Oh right. But my purpose is to correct people’s IDs and improve the map. I want those that are not research grade, but not those I can’t help correct.

1 Like

Two things - the percentage of people who opt out is really quite low, so they are a relatively infrequent find. Secondly, just because someone has opted out does not mean you can’t help correct an ID of theirs. If the user is active, and sees your ID, they may choose to update their identifications. It is really only the cases where the user has opted out AND is inactive that are beyond help.

Also, if/when their incorrect identification is overwhelmingly outvoted by the community (becomes “maverick”), their observation then disappears from the range map. It’s not an ideal situation, but it’s how it currently works in the system as it’s set up, with “observation IDs” (what’s at the top of the page and what the search queries find) and community ID (the ID on the right side of each observation page).

1 Like

I see. They could still change their ID, and if they don’t it eventually goes off the map.

But how do I keep myself from repeatedly revisiting recalcitrant observations in my efforts to clean up the IDs?

Mind you, I’m already frustrated with a few observations that ARE community based but no one bothers to come back to revisit for my correction. I already deal with putting effort into observations that never get fixed. I’m not keen on having any more of that.

I think iNaturalist is great for posting observations and spreading love for biodiversity, but I have a love/hate relationship with it trying to provide IDs. I go through spurts of “I’ll get these cleaned up” and “Why bother, as there’s a limit to how clean they can get.”

2 Likes

I hear where you are coming from, that has been a learning curve for me too. The best I can do in a community-driven site is to do my best at making my case on each observation where I disagree, adding a comment that is informative (without being argumentative) about why my ID differs. It’s up to me to be persuasive enough to the rest of the users involved with the observation.

If successful in enough cases, then over time it will help bend the knowledge curve of other observers and identifiers for that particular taxon.

Failing that, I can still find and export observation data of interest for my own uses. It’s just less convenient than having it already clean and tidy within iNaturalist.

4 Likes

I assume you are finding things to look at from the taxon page map right now ?

There you can’t limit sightings to things you have not reviewed, but you can do that on the explore page.

Go to the Explore page, enter the taxa you want to review, click filters button and then expand the more filters section and set reviewed to No. That way anything you have entered an ID on, or manually marked as reviewed will be excluded, then look at the results in map view.

For example this query which is buit using that shows all records of Common Loon in Canada that I have not reviewed :
https://www.inaturalist.org/observations?place_id=6712&reviewed=false&taxon_id=4626

2 Likes

Or similarly, use the identify page and filter for not reviewed and click r for anything you don’t add an ID for but don’t want to see again.

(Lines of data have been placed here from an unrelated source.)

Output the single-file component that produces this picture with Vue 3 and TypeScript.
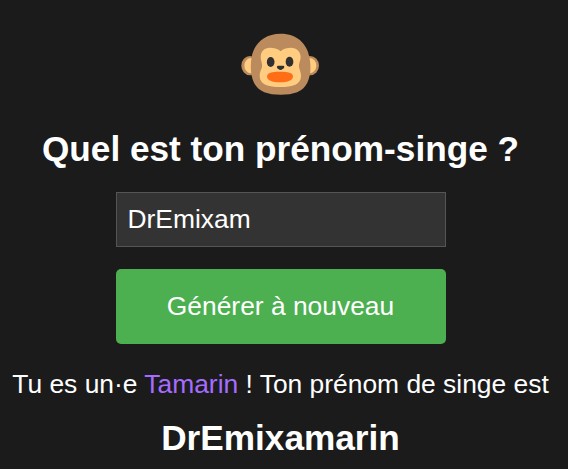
<template>
  <main class="page">
    <!-- Logo singe -->
    <svg class="logo" viewBox="33 39 237 186" aria-hidden="true">
      <ellipse cx="60" cy="137" rx="26" ry="29" fill="#bb8b5d" />
      <ellipse cx="240" cy="137" rx="27" ry="29" fill="#bb8b5d" />
      <ellipse cx="63" cy="137" rx="20" ry="23" fill="#ffcc80" />
      <ellipse cx="238" cy="137" rx="21" ry="23" fill="#ffcc80" />
      <path
        d="M152 41C102 41 72 72 65 111C60 139 62 167 72 188C85 215 115 224 152 224C190 224 219 215 232 188C242 167 244 139 238 111C231 72 202 41 152 41Z"
        fill="#bb8b5d"
      />
      <path
        d="M152 94C142 85 131 83 120 83C102 83 92 95 92 111C92 122 98 131 96 142C93 151 89 157 89 168C89 194 114 201 151 201C188 201 213 194 213 168C213 157 209 151 207 142C205 131 212 122 212 111C212 95 200 83 183 83C171 83 161 85 152 94Z"
        fill="#ffcc80"
      />
      <ellipse cx="122" cy="126" rx="11.5" ry="15" fill="#303030" />
      <ellipse cx="178.5" cy="125" rx="11.5" ry="15" fill="#303030" />
      <path
        d="M144 137H160C165 138 163 144 158 147C154 151 149 151 145 147C140 144 139 138 144 137Z"
        fill="#303030"
      />
      <path
        d="M150 155C174 155 189 158 189 169C189 181 174 187 150 187C126 187 111 181 111 169C111 158 126 155 150 155Z"
        fill="#ff6d16"
      />
    </svg>

    <h1 class="title">Quel est ton prénom-singe ?</h1>

    <form class="form" @submit.prevent="generate">
      <input v-model="firstName" class="field" type="text" aria-label="Prénom" />
      <button class="button" type="submit">Générer à nouveau</button>
    </form>

    <p class="sentence">
      Tu es un·e <span class="species">{{ species }}</span> ! Ton prénom de singe est
    </p>
    <h2 class="result">{{ monkeyName }}</h2>
  </main>
</template>

<script setup lang="ts">
import { ref } from 'vue'

/** Prénom saisi */
const firstName = ref<string>('DrEmixam')

/** Espèce attribuée */
const species = ref<string>('Tamarin')

/** Prénom-singe affiché */
const monkeyName = ref<string>('DrEmixamarin')

// Fusionne le prénom et l'espèce sur leur plus longue partie commune
function generate() {
  const name = firstName.value.trim()
  const end = species.value.slice(1)
  let overlap = end.length
  while (overlap > 0 && !name.toLowerCase().endsWith(end.slice(0, overlap))) {
    overlap--
  }
  monkeyName.value = name + end.slice(overlap)
}
</script>

<style>
body {
  margin: 0;
  background: #1b1b1b;
  overflow: hidden;
}
</style>

<style scoped>
.page {
  box-sizing: border-box;
  width: 561px;
  height: 469px;
  padding-top: 33px;
  display: flex;
  flex-direction: column;
  align-items: center;
  color: #fff;
  font-family: 'Liberation Sans', Arial, sans-serif;
  font-size: 26.4px;
}

.logo {
  width: 79px;
  height: 62px;
  flex: none;
}

.title,
.result {
  margin: 0;
  font-size: 35.2px;
  line-height: 40px;
  font-weight: 700;
  white-space: nowrap;
}

.title {
  margin-top: 34px;
}

.form {
  margin-top: 23px;
  width: 330px;
  display: flex;
  flex-direction: column;
  gap: 22px;
}

.field {
  box-sizing: border-box;
  width: 100%;
  height: 55px;
  padding: 0 11px;
  border: 1px solid #555;
  border-radius: 0;
  outline: none;
  background: #333;
  color: #fff;
  font: inherit;
}

.button {
  height: 75px;
  padding: 0;
  border: 0;
  border-radius: 5px;
  background: #4caf50;
  color: #fff;
  font: inherit;
  cursor: pointer;
}

.sentence {
  margin: 25px 0 0;
  line-height: 30px;
  white-space: nowrap;
}

.species {
  color: #a66cff;
}

.result {
  margin-top: 19px;
}
</style>
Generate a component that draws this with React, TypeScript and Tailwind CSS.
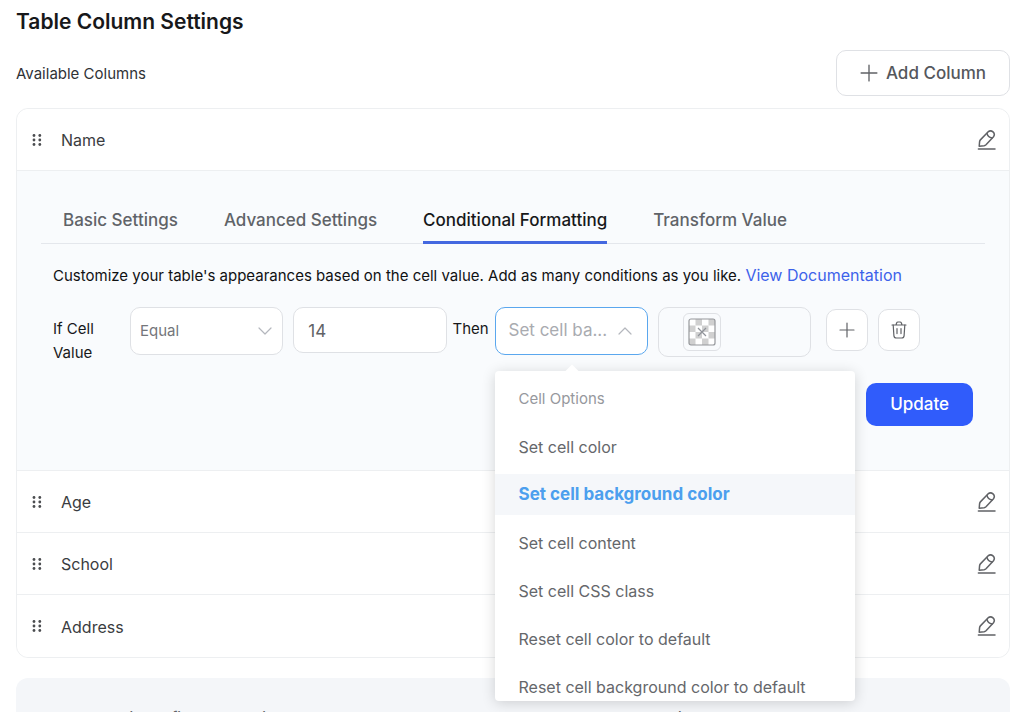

Okay thank you. I forgot about marking things as reviewed.

I so much prefer the BugGuide approach. I trust their spider IDs. And when I find a problem and report it, we have a discussion, and the ID gets resolved to everyone’s satisfaction.

I like iNaturalist because it’s so easy for people to use that so many more photos get posted. I’m tracking a few groups that require revision and even an undescribed species I can ID from photo. Under the iNaturalist approach, I’d rather be able to specify the people whose IDs I trust and opt to just see their IDs an no others, particularly in range maps.

Voting works when there are large numbers of experts, as there are with butterflies, birds, plants (I assume!), and even dragonflies. Reliable field guides don’t exist for spiders, and voting makes no sense for them. We aren’t even using the voting mechanism to “vote” per se. Non-experts typically throw out a guess and then just duplicate whatever we later post. That’s not voting. The experts get into a conversation and reach consensus conclusion. That’s not voting either. Maybe on rare occasions will experts vehemently disagree enough to post two different IDs, and that may be voting. It’s just not a good fit, and I’d rather the range maps reflect MY confidence rather than nonsensical voting algorithms.

1 Like

Maybe a partial solution would be to let me define a named set of people and filter search result to just the IDs by those people.